Begin SUPPLIED MATERIAL
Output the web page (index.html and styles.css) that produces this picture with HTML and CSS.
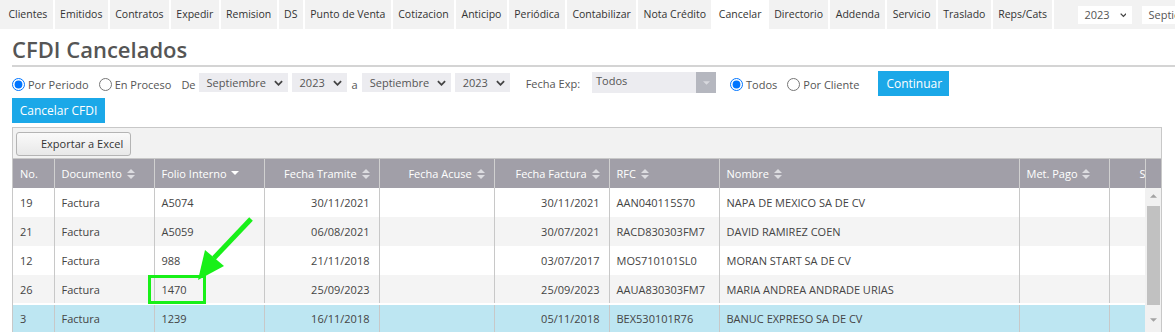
FILE: index.html
```html
<!DOCTYPE html>
<html lang="es">
<head>
  <meta charset="UTF-8" />
  <title>CFDI Cancelados</title>
  <link rel="stylesheet" href="styles.css">
</head>
<body>

  <nav class="tabs">
    <a class="tab">Clientes</a>
    <a class="tab">Emitidos</a>
    <a class="tab">Contratos</a>
    <a class="tab">Expedir</a>
    <a class="tab">Remision</a>
    <a class="tab">DS</a>
    <a class="tab">Punto de Venta</a>
    <a class="tab">Cotizacion</a>
    <a class="tab">Anticipo</a>
    <a class="tab">Periódica</a>
    <a class="tab">Contabilizar</a>
    <a class="tab">Nota Crédito</a>
    <a class="tab active">Cancelar</a>
    <a class="tab">Directorio</a>
    <a class="tab">Addenda</a>
    <a class="tab">Servicio</a>
    <a class="tab">Traslado</a>
    <a class="tab">Reps/Cats</a>
    <div class="nav-selects">
      <span class="nav-select year">2023 <svg class="chev" viewBox="0 0 10 6"><path d="M1 1l4 4 4-4" /></svg></span>
      <span class="nav-select">Septiembre</span>
    </div>
  </nav>

  <h1 class="title">CFDI Cancelados</h1>

  <div class="filters">
    <label class="radio"><input type="radio" name="tipo" checked> Por Periodo</label>
    <label class="radio"><input type="radio" name="tipo"> En Proceso</label>
    <span class="lbl de">De</span>
    <span class="fsel month">Septiembre <svg class="chev" viewBox="0 0 10 6"><path d="M1 1l4 4 4-4" /></svg></span>
    <span class="fsel yr">2023 <svg class="chev" viewBox="0 0 10 6"><path d="M1 1l4 4 4-4" /></svg></span>
    <span class="lbl">a</span>
    <span class="fsel month">Septiembre <svg class="chev" viewBox="0 0 10 6"><path d="M1 1l4 4 4-4" /></svg></span>
    <span class="fsel yr">2023 <svg class="chev" viewBox="0 0 10 6"><path d="M1 1l4 4 4-4" /></svg></span>
    <span class="lbl fecha">Fecha Exp:</span>
    <span class="combo">
      <span class="combo-text">Todos</span>
      <span class="combo-btn"><svg viewBox="0 0 8 4"><path d="M0 0h8L4 4z" /></svg></span>
    </span>
    <label class="radio todos"><input type="radio" name="cli" checked> Todos</label>
    <label class="radio"><input type="radio" name="cli"> Por Cliente</label>
    <button class="btn continuar">Continuar</button>
  </div>

  <button class="btn cancelar">Cancelar CFDI</button>

  <div class="grid-box">
    <div class="toolbar">
      <button class="export">Exportar a Excel</button>
    </div>

    <div class="grid-head">
      <table class="grid">
        <colgroup>
          <col style="width:41px"><col style="width:100px"><col style="width:110px"><col style="width:115px"><col style="width:115px">
          <col style="width:115px"><col style="width:110px"><col style="width:300px"><col style="width:90px"><col style="width:36px">
        </colgroup>
        <tr>
          <th>No.</th>
          <th>Documento <svg class="sort" viewBox="0 0 8 10"><path d="M0 4L4 0l4 4zM0 6h8l-4 4z" /></svg></th>
          <th>Folio Interno <svg class="sort down" viewBox="0 0 8 10"><path d="M0 2h8L4 6z" /></svg></th>
          <th class="r">Fecha Tramite <svg class="sort" viewBox="0 0 8 10"><path d="M0 4L4 0l4 4zM0 6h8l-4 4z" /></svg></th>
          <th class="r">Fecha Acuse <svg class="sort" viewBox="0 0 8 10"><path d="M0 4L4 0l4 4zM0 6h8l-4 4z" /></svg></th>
          <th class="r">Fecha Factura <svg class="sort" viewBox="0 0 8 10"><path d="M0 4L4 0l4 4zM0 6h8l-4 4z" /></svg></th>
          <th>RFC <svg class="sort" viewBox="0 0 8 10"><path d="M0 4L4 0l4 4zM0 6h8l-4 4z" /></svg></th>
          <th>Nombre <svg class="sort" viewBox="0 0 8 10"><path d="M0 4L4 0l4 4zM0 6h8l-4 4z" /></svg></th>
          <th>Met. Pago <svg class="sort" viewBox="0 0 8 10"><path d="M0 4L4 0l4 4zM0 6h8l-4 4z" /></svg></th>
          <th class="clip">Serie</th>
        </tr>
      </table>
      <div class="head-fill"></div>
    </div>

    <div class="grid-body">
      <table class="grid">
        <colgroup>
          <col style="width:41px"><col style="width:100px"><col style="width:110px"><col style="width:115px"><col style="width:115px">
          <col style="width:115px"><col style="width:110px"><col style="width:300px"><col style="width:90px"><col style="width:36px">
        </colgroup>
        <tr>
          <td>19</td><td>Factura</td><td>A5074</td><td class="r">30/11/2021</td><td></td>
          <td class="r">30/11/2021</td><td>AAN040115S70</td><td>NAPA DE MEXICO SA DE CV</td><td></td><td></td>
        </tr>
        <tr class="alt">
          <td>21</td><td>Factura</td><td>A5059</td><td class="r">06/08/2021</td><td></td>
          <td class="r">30/07/2021</td><td>RACD830303FM7</td><td>DAVID RAMIREZ COEN</td><td></td><td></td>
        </tr>
        <tr>
          <td>12</td><td>Factura</td><td>988</td><td class="r">21/11/2018</td><td></td>
          <td class="r">03/07/2017</td><td>MOS710101SL0</td><td>MORAN START SA DE CV</td><td></td><td></td>
        </tr>
        <tr class="alt">
          <td>26</td><td>Factura</td><td>1470</td><td class="r">25/09/2023</td><td></td>
          <td class="r">25/09/2023</td><td>AAUA830303FM7</td><td>MARIA ANDREA ANDRADE URIAS</td><td></td><td></td>
        </tr>
        <tr class="sel">
          <td>3</td><td>Factura</td><td>1239</td><td class="r">16/11/2018</td><td></td>
          <td class="r">05/11/2018</td><td>BEX530101R76</td><td>BANUC EXPRESO SA DE CV</td><td></td><td></td>
        </tr>
      </table>
      <div class="scrollbar">
        <svg class="sb-arrow" viewBox="0 0 8 4"><path d="M0 4L4 0l4 4z" /></svg>
        <div class="sb-thumb"></div>
        <svg class="sb-arrow" viewBox="0 0 8 4"><path d="M0 0h8L4 4z" /></svg>
      </div>
    </div>
  </div>

  <svg class="annotation" width="1175" height="332" viewBox="0 0 1175 332">
    <rect x="149.5" y="276.5" width="55" height="26" fill="none" stroke="#18f018" stroke-width="3" />
    <line x1="251" y1="219" x2="214" y2="258" stroke="#18f018" stroke-width="5" />
    <polygon points="198,280 205,250 224,266" fill="#18f018" />
  </svg>

</body>
</html>
```

FILE: styles.css
```css
* {
  box-sizing: border-box;
}

body {
  margin: 0;
  position: relative;
  font-family: 'Open Sans', sans-serif;
  color: #444;
  background: #fff;
  overflow: hidden;
  height: 332px;
}

/* top menu */
.tabs {
  display: flex;
  align-items: stretch;
  height: 29px;
  background: #f2f2f2;
  padding-left: 3px;
  white-space: nowrap;
  overflow: hidden;
}

.tab {
  font-size: 10.5px;
  line-height: 29px;
  padding: 0 5.4px;
  color: #333;
  border-right: 2px solid #fff;
}

.tab.active {
  background: #fff;
}

.nav-selects {
  display: flex;
  align-items: center;
  gap: 10px;
  margin-left: 24px;
}

.nav-select {
  display: flex;
  align-items: center;
  gap: 10px;
  height: 18px;
  background: #fff;
  padding: 0 6px;
  font-size: 11px;
  color: #555;
}

.nav-select.year {
  width: 54px;
}

.chev {
  width: 9px;
  height: 6px;
  fill: none;
  stroke: #444;
  stroke-width: 2;
}

.title {
  margin: 0 0 0 12px;
  padding: 5px 0 1px;
  font-size: 22px;
  font-weight: 600;
  line-height: 30px;
  color: #555;
  border-bottom: 2px solid #d4d4d4;
}

/* filters */
.filters {
  display: flex;
  align-items: center;
  height: 25px;
  margin: 4px 0 0 12px;
  font-size: 11px;
  color: #555;
}

.radio {
  display: flex;
  align-items: center;
  gap: 3px;
  margin-right: 10px;
  margin-top: 2px;
}

.radio input {
  margin: 0;
  width: 13px;
  height: 13px;
}

.lbl {
  margin: 2px 4px 0 1px;
}

.lbl.de {
  margin-left: 0;
  margin-right: 3px;
}

.lbl.fecha {
  margin: 0 12px 0 12px;
}

.fsel {
  display: flex;
  align-items: center;
  justify-content: space-between;
  height: 19px;
  margin: 0 4px 2px 0;
  padding: 0 5px 0 8px;
  background: #ececf0;
  color: #555;
}

.fsel.month {
  width: 89px;
}

.fsel.yr {
  width: 55px;
}

.combo {
  display: flex;
  width: 124px;
  height: 21px;
  margin-bottom: 2px;
  background: #ececf0;
}

.combo-text {
  flex: 1;
  padding: 1px 0 0 4px;
  color: #555;
}

.combo-btn {
  display: flex;
  align-items: center;
  justify-content: center;
  width: 20px;
  background: #b5b7bf;
}

.combo-btn svg {
  width: 7px;
  height: 4px;
  fill: #d8d9de;
}

.radio.todos {
  margin-left: 14px;
}

.btn {
  border: none;
  background: #1ba8e8;
  color: #fff;
  font-family: 'Open Sans', sans-serif;
  font-size: 12px;
  height: 25px;
  padding: 0 8px;
}

.btn.continuar {
  margin-left: 9px;
  width: 71px;
}

.btn.cancelar {
  display: block;
  margin: 2px 0 0 12px;
  width: 93px;
  padding: 0;
}

/* grid */
.grid-box {
  width: 1150px;
  margin: 4px 0 0 12px;
  border: 1px solid #c8c8c8;
  border-bottom: none;
}

.toolbar {
  height: 31px;
  background: #f2f2f2;
  padding: 3px 0 0 3px;
  border-bottom: 1px solid #c8c8c8;
}

.export {
  width: 115px;
  height: 24px;
  border: 1px solid #b4b4b4;
  border-radius: 3px;
  background: linear-gradient(#fafafa, #e8e8e8);
  font-family: 'Open Sans', sans-serif;
  font-size: 11px;
  color: #333;
  padding: 0 0 0 24px;
  text-align: left;
}

.grid-head,
.grid-body {
  display: flex;
}

.grid {
  width: 1132px;
  border-collapse: collapse;
  table-layout: fixed;
  font-size: 11px;
}

.grid th {
  height: 29px;
  background: #a19fa8;
  color: #fff;
  font-weight: 400;
  text-align: left;
  padding: 0 7px;
  border-left: 1px solid #d0d0d0;
  white-space: nowrap;
  overflow: hidden;
}

.grid th:first-child,
.grid td:first-child {
  border-left: none;
}

.grid th.r,
.grid td.r {
  text-align: right;
  padding-right: 9px;
}

.grid th.clip {
  padding: 0;
  text-indent: 30px;
}

.sort {
  width: 8px;
  height: 10px;
  margin-left: 2px;
  vertical-align: -1px;
  fill: #dcdce0;
}

.sort.down {
  fill: #fff;
}

.head-fill {
  width: 17px;
  background: #a19fa8;
  border-left: 1px solid #d0d0d0;
}

.grid td {
  height: 29px;
  padding: 0 7px;
  color: #444;
  border-left: 1px solid #c8c8c8;
  white-space: nowrap;
  overflow: hidden;
}

.grid tr.alt td {
  background: #f4f4f4;
}

.grid tr.sel td {
  background: #bde6f2;
  border-top: 2px solid #fff;
  height: 28px;
}

.scrollbar {
  width: 17px;
  background: #f1f1f1;
  display: flex;
  flex-direction: column;
  align-items: center;
  padding: 6px 0;
}

.sb-arrow {
  width: 7px;
  height: 4px;
  fill: #a3a3a3;
}

.sb-thumb {
  width: 13px;
  height: 99px;
  margin: 8px 0 13px;
  background: #c1c1c1;
}

.annotation {
  position: absolute;
  top: 0;
  left: 0;
  pointer-events: none;
}
```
End SUPPLIED MATERIAL
- _WHAT IS NEEDED_:
Your answer should be a single number: the count of lines containing the word "index".

- _ANSWER TO THE PROBLEM_:
2